The Start of Psychoneuroimmunology

Hans Selye
A statue of Hans Selye at Selye János University, Komárno, Slovakia

In 1975, two scientists, Robert Ader and Nicholas Cohen, made a big step forward for PNI. They showed how the immune system could be "trained" or "conditioned." This is similar to how a dog can be trained to respond to a bell. They even created the term "psychoneuroimmunology."

Ader was studying how long trained responses lasted in lab rats. He found that rats could be taught to have a weaker immune system just by a taste. This meant a signal from the nervous system (taste) was changing how the immune system worked. It was one of the first clear proofs that the nervous system can affect our body's defenses.

Then, in 1981, David Felten, working at the Indiana University of Medicine, made another amazing discovery. He found a network of nerves that reached blood vessels and even immune system cells.

His team also found nerves in important immune organs like the thymus and spleen. These nerves ended near groups of immune cells like lymphocytes, macrophages, and mast cells. These cells are all super important for fighting off sickness. This discovery helped explain how the nervous system and immune system talk to each other.

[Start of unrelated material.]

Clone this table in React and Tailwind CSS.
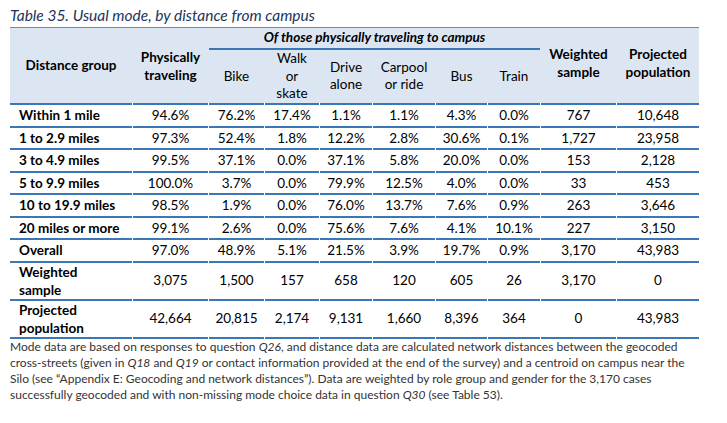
import React from "react";

const COLS = "grid grid-cols-[122px_75px_55px_54px_52px_62px_51px_52px_75px_82px] gap-x-px";

const rows = [
  ["Within 1 mile", "94.6%", "76.2%", "17.4%", "1.1%", "1.1%", "4.3%", "0.0%", "767", "10,648"],
  ["1 to 2.9 miles", "97.3%", "52.4%", "1.8%", "12.2%", "2.8%", "30.6%", "0.1%", "1,727", "23,958"],
  ["3 to 4.9 miles", "99.5%", "37.1%", "0.0%", "37.1%", "5.8%", "20.0%", "0.0%", "153", "2,128"],
  ["5 to 9.9 miles", "100.0%", "3.7%", "0.0%", "79.9%", "12.5%", "4.0%", "0.0%", "33", "453"],
  ["10 to 19.9 miles", "98.5%", "1.9%", "0.0%", "76.0%", "13.7%", "7.6%", "0.9%", "263", "3,646"],
  ["20 miles or more", "99.1%", "2.6%", "0.0%", "75.6%", "7.6%", "4.1%", "10.1%", "227", "3,150"],
  ["Overall", "97.0%", "48.9%", "5.1%", "21.5%", "3.9%", "19.7%", "0.9%", "3,170", "43,983"],
];

const tallRows = [
  [["Weighted", "sample"], "3,075", "1,500", "157", "658", "120", "605", "26", "3,170", "0"],
  [["Projected", "population"], "42,664", "20,815", "2,174", "9,131", "1,660", "8,396", "364", "0", "43,983"],
];

function Row({ cells, tall }) {
  const h = tall ? "h-[38px]" : "h-[22.5px]";
  return (
    <div className={COLS}>
      {cells.map((c, i) => (
        <div
          key={i}
          className={`${h} border-b-2 border-[#3b76b6] flex items-center ${
            i === 0 ? "justify-start pl-[9px] font-bold leading-[18px]" : "justify-center"
          }`}
        >
          {Array.isArray(c) ? (
            <span>
              {c[0]}
              <br />
              {c[1]}
            </span>
          ) : (
            c
          )}
        </div>
      ))}
    </div>
  );
}

export default function App() {
  return (
    <div
      className="w-[727px] h-[423px] bg-white text-black overflow-hidden"
      style={{ fontFamily: "Lato, 'Liberation Sans', sans-serif" }}
    >
      <div className="h-[27px] pt-[5px] pl-[10px] text-[15.5px] leading-[20px] italic text-[#1d3458]">
        Table 35. Usual mode, by distance from campus
      </div>
      <div className="ml-[10px] w-[689px] text-[13.5px]">
        {/* Header */}
        <div className={`${COLS} bg-[#dce6f2] border-t border-[#5b8cc4] grid-rows-[19.5px_2px_53.5px] leading-[17.5px]`}>
          <div className="col-start-1 row-start-1 row-span-3 flex items-center justify-center font-bold text-center">
            Distance group
          </div>
          <div className="col-start-2 row-start-1 row-span-3 flex items-center justify-center font-bold text-center leading-[18px]">
            Physically
            <br />
            traveling
          </div>
          <div className="col-start-3 col-span-6 row-start-1 flex items-center justify-center font-bold italic">
            Of those physically traveling to campus
          </div>
          <div className="col-start-3 col-span-6 row-start-2 bg-[#3b76b6]" />
          <div className="col-start-3 row-start-3 flex items-center justify-center text-center">Bike</div>
          <div className="col-start-4 row-start-3 flex items-center justify-center text-center">
            Walk
            <br />
            or
            <br />
            skate
          </div>
          <div className="col-start-5 row-start-3 flex items-center justify-center text-center">
            Drive
            <br />
            alone
          </div>
          <div className="col-start-6 row-start-3 flex items-center justify-center text-center">
            Carpool
            <br />
            or ride
          </div>
          <div className="col-start-7 row-start-3 flex items-center justify-center text-center">Bus</div>
          <div className="col-start-8 row-start-3 flex items-center justify-center text-center">Train</div>
          <div className="col-start-9 row-start-1 row-span-3 flex items-center justify-center font-bold text-center leading-[18px] pb-[6px]">
            Weighted
            <br />
            sample
          </div>
          <div className="col-start-10 row-start-1 row-span-3 flex items-center justify-center font-bold text-center leading-[18px] pb-[6px]">
            Projected
            <br />
            population
          </div>
        </div>
        {/* Header bottom line */}
        <div className={COLS}>
          {Array.from({ length: 10 }).map((_, i) => (
            <div key={i} className="h-[2px] bg-[#3b76b6]" />
          ))}
        </div>
        {rows.map((r, i) => (
          <Row key={i} cells={r} />
        ))}
        {tallRows.map((r, i) => (
          <Row key={i} cells={r} tall />
        ))}
      </div>
      <div className="pl-[10px] text-[12px] leading-[16px] text-[#333] whitespace-nowrap">
        <div>
          Mode data are based on responses to question <i>Q26</i>, and distance data are calculated network distances between the geocoded
        </div>
        <div>
          cross-streets (given in <i>Q18</i> and <i>Q19</i> or contact information provided at the end of the survey) and a centroid on campus near the
        </div>
        <div>
          Silo (see “Appendix E: Geocoding and network distances”). Data are weighted by role group and gender for the 3,170 cases
        </div>
        <div>
          successfully geocoded and with non-missing mode choice data in question <i>Q30</i> (see Table 53).
        </div>
      </div>
    </div>
  );
}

Ader, Cohen, and Felten then worked together to edit a very important book in 1981. It was called Psychoneuroimmunology. This book explained the main idea: your brain and your immune system are not separate. Instead, they are one connected defense system for your body.

How Stress Affects Your Health

Stress can have a big impact on your health. For example, one study found that people were more likely to get sick or even die in the month after a very stressful event, like losing a spouse.

Scientists believe that stressful events trigger thoughts and feelings. These, in turn, cause changes in your nervous system and hormones. Ultimately, these changes can weaken your immune system.

When your immune system is weaker, you might be more likely to get infections. It can also affect how certain diseases, like HIV or cancer, progress in the body.